- REQUIREMENT -
Make an exact copy of the data below, leaving out every picture.

- SUPPLIED MATERIAL -
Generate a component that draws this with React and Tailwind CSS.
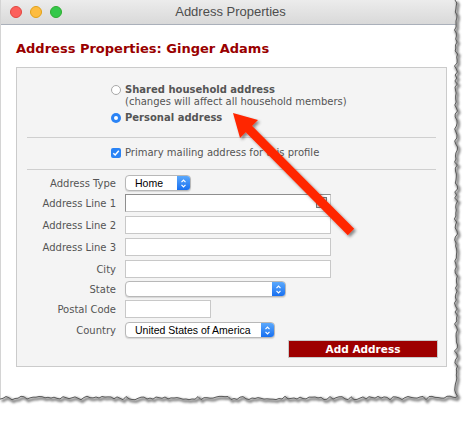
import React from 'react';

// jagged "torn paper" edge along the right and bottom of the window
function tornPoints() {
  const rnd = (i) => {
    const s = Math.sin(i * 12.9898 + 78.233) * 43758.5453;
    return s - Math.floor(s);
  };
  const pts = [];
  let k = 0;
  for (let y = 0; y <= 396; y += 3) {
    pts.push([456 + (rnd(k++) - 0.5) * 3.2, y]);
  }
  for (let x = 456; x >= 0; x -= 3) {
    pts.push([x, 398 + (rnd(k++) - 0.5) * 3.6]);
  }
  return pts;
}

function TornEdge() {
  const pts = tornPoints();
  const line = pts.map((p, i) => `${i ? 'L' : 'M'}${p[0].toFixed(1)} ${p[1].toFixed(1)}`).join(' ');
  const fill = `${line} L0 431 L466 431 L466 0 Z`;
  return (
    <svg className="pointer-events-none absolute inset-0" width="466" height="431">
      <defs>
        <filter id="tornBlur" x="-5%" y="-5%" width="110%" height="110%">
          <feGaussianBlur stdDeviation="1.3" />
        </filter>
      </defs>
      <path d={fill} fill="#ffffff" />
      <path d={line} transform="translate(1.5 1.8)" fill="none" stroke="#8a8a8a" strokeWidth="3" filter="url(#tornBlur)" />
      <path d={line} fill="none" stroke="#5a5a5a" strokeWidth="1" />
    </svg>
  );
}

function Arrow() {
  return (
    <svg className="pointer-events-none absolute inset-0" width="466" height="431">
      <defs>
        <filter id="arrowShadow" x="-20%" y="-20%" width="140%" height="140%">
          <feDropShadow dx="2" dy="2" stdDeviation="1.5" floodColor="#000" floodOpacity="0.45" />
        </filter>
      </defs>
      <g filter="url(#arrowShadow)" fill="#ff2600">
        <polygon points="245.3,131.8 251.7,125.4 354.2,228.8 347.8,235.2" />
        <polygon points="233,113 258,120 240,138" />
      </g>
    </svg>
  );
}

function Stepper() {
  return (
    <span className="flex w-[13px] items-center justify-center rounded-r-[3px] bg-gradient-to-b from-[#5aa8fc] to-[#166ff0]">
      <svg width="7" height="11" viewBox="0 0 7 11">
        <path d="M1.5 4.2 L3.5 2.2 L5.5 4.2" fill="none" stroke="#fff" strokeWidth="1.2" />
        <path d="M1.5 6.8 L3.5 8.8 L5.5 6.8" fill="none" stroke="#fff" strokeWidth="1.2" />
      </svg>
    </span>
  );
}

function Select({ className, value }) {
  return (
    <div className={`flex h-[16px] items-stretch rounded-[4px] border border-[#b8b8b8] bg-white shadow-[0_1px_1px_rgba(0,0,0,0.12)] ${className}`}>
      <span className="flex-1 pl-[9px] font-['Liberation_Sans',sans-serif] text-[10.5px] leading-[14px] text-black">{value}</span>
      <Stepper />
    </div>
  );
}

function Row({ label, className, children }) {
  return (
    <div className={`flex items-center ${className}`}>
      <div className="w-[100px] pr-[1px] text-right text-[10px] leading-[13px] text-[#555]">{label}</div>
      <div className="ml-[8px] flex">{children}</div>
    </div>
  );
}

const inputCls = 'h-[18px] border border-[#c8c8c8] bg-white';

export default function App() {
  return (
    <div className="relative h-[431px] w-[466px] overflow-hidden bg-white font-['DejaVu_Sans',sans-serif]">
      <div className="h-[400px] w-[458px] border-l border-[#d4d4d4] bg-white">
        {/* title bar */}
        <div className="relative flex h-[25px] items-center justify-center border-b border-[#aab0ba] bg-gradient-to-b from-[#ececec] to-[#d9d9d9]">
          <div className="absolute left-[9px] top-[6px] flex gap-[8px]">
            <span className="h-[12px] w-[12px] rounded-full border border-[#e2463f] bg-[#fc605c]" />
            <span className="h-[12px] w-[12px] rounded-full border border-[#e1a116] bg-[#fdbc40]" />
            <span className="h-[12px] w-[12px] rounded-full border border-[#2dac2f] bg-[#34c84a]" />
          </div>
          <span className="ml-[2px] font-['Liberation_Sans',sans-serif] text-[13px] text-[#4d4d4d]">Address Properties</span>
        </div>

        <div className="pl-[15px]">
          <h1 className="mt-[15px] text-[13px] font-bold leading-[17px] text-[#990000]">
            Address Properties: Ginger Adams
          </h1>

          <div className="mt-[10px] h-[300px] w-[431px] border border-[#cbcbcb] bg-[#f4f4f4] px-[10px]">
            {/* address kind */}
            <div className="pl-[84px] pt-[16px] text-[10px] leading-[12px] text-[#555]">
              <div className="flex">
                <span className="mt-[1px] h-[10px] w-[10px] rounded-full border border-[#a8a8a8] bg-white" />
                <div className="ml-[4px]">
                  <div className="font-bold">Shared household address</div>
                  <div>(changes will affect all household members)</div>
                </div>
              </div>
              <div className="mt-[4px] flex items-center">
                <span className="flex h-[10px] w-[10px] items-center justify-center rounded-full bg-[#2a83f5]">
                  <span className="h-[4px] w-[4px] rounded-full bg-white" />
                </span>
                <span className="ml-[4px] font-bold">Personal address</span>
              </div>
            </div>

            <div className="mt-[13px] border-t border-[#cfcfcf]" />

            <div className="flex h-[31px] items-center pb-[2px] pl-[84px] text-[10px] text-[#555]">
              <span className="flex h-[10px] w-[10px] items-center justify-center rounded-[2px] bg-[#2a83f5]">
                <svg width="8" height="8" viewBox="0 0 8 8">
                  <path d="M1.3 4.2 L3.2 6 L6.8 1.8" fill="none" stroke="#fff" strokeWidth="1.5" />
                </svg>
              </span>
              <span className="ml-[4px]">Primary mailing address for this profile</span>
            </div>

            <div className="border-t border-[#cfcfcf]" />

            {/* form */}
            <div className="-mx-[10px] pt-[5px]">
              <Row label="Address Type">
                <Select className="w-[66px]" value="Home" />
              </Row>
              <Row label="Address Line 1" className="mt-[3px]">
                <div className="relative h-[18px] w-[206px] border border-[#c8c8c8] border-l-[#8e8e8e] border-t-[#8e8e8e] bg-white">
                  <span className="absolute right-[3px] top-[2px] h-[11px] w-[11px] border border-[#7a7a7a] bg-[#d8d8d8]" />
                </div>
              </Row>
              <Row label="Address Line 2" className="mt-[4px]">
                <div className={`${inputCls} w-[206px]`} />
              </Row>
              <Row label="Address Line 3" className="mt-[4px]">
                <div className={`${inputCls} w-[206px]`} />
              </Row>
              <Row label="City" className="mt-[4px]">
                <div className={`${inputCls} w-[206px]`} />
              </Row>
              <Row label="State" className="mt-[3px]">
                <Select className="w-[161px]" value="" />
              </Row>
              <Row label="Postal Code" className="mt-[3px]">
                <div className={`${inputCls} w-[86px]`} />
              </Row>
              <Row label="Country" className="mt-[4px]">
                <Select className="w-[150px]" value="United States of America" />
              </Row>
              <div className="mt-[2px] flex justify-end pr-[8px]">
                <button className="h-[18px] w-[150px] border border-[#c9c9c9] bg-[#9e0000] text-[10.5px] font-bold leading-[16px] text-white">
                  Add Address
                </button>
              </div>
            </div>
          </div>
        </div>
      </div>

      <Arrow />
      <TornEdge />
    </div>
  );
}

- FINAL ANSWER -
Generate a component that draws this with React and Tailwind CSS.
import React from 'react';

// jagged "torn paper" edge along the right and bottom of the window
function tornPoints() {
  const rnd = (i) => {
    const s = Math.sin(i * 12.9898 + 78.233) * 43758.5453;
    return s - Math.floor(s);
  };
  const pts = [];
  let k = 0;
  for (let y = 0; y <= 396; y += 3) {
    pts.push([456 + (rnd(k++) - 0.5) * 3.2, y]);
  }
  for (let x = 456; x >= 0; x -= 3) {
    pts.push([x, 398 + (rnd(k++) - 0.5) * 3.6]);
  }
  return pts;
}

function TornEdge() {
  const pts = tornPoints();
  const line = pts.map((p, i) => `${i ? 'L' : 'M'}${p[0].toFixed(1)} ${p[1].toFixed(1)}`).join(' ');
  const fill = `${line} L0 431 L466 431 L466 0 Z`;
  return (
    <svg className="pointer-events-none absolute inset-0" width="466" height="431">
      <defs>
        <filter id="tornBlur" x="-5%" y="-5%" width="110%" height="110%">
          <feGaussianBlur stdDeviation="1.3" />
        </filter>
      </defs>
      <path d={fill} fill="#ffffff" />
      <path d={line} transform="translate(1.5 1.8)" fill="none" stroke="#8a8a8a" strokeWidth="3" filter="url(#tornBlur)" />
      <path d={line} fill="none" stroke="#5a5a5a" strokeWidth="1" />
    </svg>
  );
}

function Arrow() {
  return (
    <svg className="pointer-events-none absolute inset-0" width="466" height="431">
      <defs>
        <filter id="arrowShadow" x="-20%" y="-20%" width="140%" height="140%">
          <feDropShadow dx="2" dy="2" stdDeviation="1.5" floodColor="#000" floodOpacity="0.45" />
        </filter>
      </defs>
      <g filter="url(#arrowShadow)" fill="#ff2600">
        <polygon points="245.3,131.8 251.7,125.4 354.2,228.8 347.8,235.2" />
        <polygon points="233,113 258,120 240,138" />
      </g>
    </svg>
  );
}

function Stepper() {
  return (
    <span className="flex w-[13px] items-center justify-center rounded-r-[3px] bg-gradient-to-b from-[#5aa8fc] to-[#166ff0]">
      <svg width="7" height="11" viewBox="0 0 7 11">
        <path d="M1.5 4.2 L3.5 2.2 L5.5 4.2" fill="none" stroke="#fff" strokeWidth="1.2" />
        <path d="M1.5 6.8 L3.5 8.8 L5.5 6.8" fill="none" stroke="#fff" strokeWidth="1.2" />
      </svg>
    </span>
  );
}

function Select({ className, value }) {
  return (
    <div className={`flex h-[16px] items-stretch rounded-[4px] border border-[#b8b8b8] bg-white shadow-[0_1px_1px_rgba(0,0,0,0.12)] ${className}`}>
      <span className="flex-1 pl-[9px] font-['Liberation_Sans',sans-serif] text-[10.5px] leading-[14px] text-black">{value}</span>
      <Stepper />
    </div>
  );
}

function Row({ label, className, children }) {
  return (
    <div className={`flex items-center ${className}`}>
      <div className="w-[100px] pr-[1px] text-right text-[10px] leading-[13px] text-[#555]">{label}</div>
      <div className="ml-[8px] flex">{children}</div>
    </div>
  );
}

const inputCls = 'h-[18px] border border-[#c8c8c8] bg-white';

export default function App() {
  return (
    <div className="relative h-[431px] w-[466px] overflow-hidden bg-white font-['DejaVu_Sans',sans-serif]">
      <div className="h-[400px] w-[458px] border-l border-[#d4d4d4] bg-white">
        {/* title bar */}
        <div className="relative flex h-[25px] items-center justify-center border-b border-[#aab0ba] bg-gradient-to-b from-[#ececec] to-[#d9d9d9]">
          <div className="absolute left-[9px] top-[6px] flex gap-[8px]">
            <span className="h-[12px] w-[12px] rounded-full border border-[#e2463f] bg-[#fc605c]" />
            <span className="h-[12px] w-[12px] rounded-full border border-[#e1a116] bg-[#fdbc40]" />
            <span className="h-[12px] w-[12px] rounded-full border border-[#2dac2f] bg-[#34c84a]" />
          </div>
          <span className="ml-[2px] font-['Liberation_Sans',sans-serif] text-[13px] text-[#4d4d4d]">Address Properties</span>
        </div>

        <div className="pl-[15px]">
          <h1 className="mt-[15px] text-[13px] font-bold leading-[17px] text-[#990000]">
            Address Properties: Ginger Adams
          </h1>

          <div className="mt-[10px] h-[300px] w-[431px] border border-[#cbcbcb] bg-[#f4f4f4] px-[10px]">
            {/* address kind */}
            <div className="pl-[84px] pt-[16px] text-[10px] leading-[12px] text-[#555]">
              <div className="flex">
                <span className="mt-[1px] h-[10px] w-[10px] rounded-full border border-[#a8a8a8] bg-white" />
                <div className="ml-[4px]">
                  <div className="font-bold">Shared household address</div>
                  <div>(changes will affect all household members)</div>
                </div>
              </div>
              <div className="mt-[4px] flex items-center">
                <span className="flex h-[10px] w-[10px] items-center justify-center rounded-full bg-[#2a83f5]">
                  <span className="h-[4px] w-[4px] rounded-full bg-white" />
                </span>
                <span className="ml-[4px] font-bold">Personal address</span>
              </div>
            </div>

            <div className="mt-[13px] border-t border-[#cfcfcf]" />

            <div className="flex h-[31px] items-center pb-[2px] pl-[84px] text-[10px] text-[#555]">
              <span className="flex h-[10px] w-[10px] items-center justify-center rounded-[2px] bg-[#2a83f5]">
                <svg width="8" height="8" viewBox="0 0 8 8">
                  <path d="M1.3 4.2 L3.2 6 L6.8 1.8" fill="none" stroke="#fff" strokeWidth="1.5" />
                </svg>
              </span>
              <span className="ml-[4px]">Primary mailing address for this profile</span>
            </div>

            <div className="border-t border-[#cfcfcf]" />

            {/* form */}
            <div className="-mx-[10px] pt-[5px]">
              <Row label="Address Type">
                <Select className="w-[66px]" value="Home" />
              </Row>
              <Row label="Address Line 1" className="mt-[3px]">
                <div className="relative h-[18px] w-[206px] border border-[#c8c8c8] border-l-[#8e8e8e] border-t-[#8e8e8e] bg-white">
                  <span className="absolute right-[3px] top-[2px] h-[11px] w-[11px] border border-[#7a7a7a] bg-[#d8d8d8]" />
                </div>
              </Row>
              <Row label="Address Line 2" className="mt-[4px]">
                <div className={`${inputCls} w-[206px]`} />
              </Row>
              <Row label="Address Line 3" className="mt-[4px]">
                <div className={`${inputCls} w-[206px]`} />
              </Row>
              <Row label="City" className="mt-[4px]">
                <div className={`${inputCls} w-[206px]`} />
              </Row>
              <Row label="State" className="mt-[3px]">
                <Select className="w-[161px]" value="" />
              </Row>
              <Row label="Postal Code" className="mt-[3px]">
                <div className={`${inputCls} w-[86px]`} />
              </Row>
              <Row label="Country" className="mt-[4px]">
                <Select className="w-[150px]" value="United States of America" />
              </Row>
              <div className="mt-[2px] flex justify-end pr-[8px]">
                <button className="h-[18px] w-[150px] border border-[#c9c9c9] bg-[#9e0000] text-[10.5px] font-bold leading-[16px] text-white">
                  Add Address
                </button>
              </div>
            </div>
          </div>
        </div>
      </div>

      <Arrow />
      <TornEdge />
    </div>
  );
}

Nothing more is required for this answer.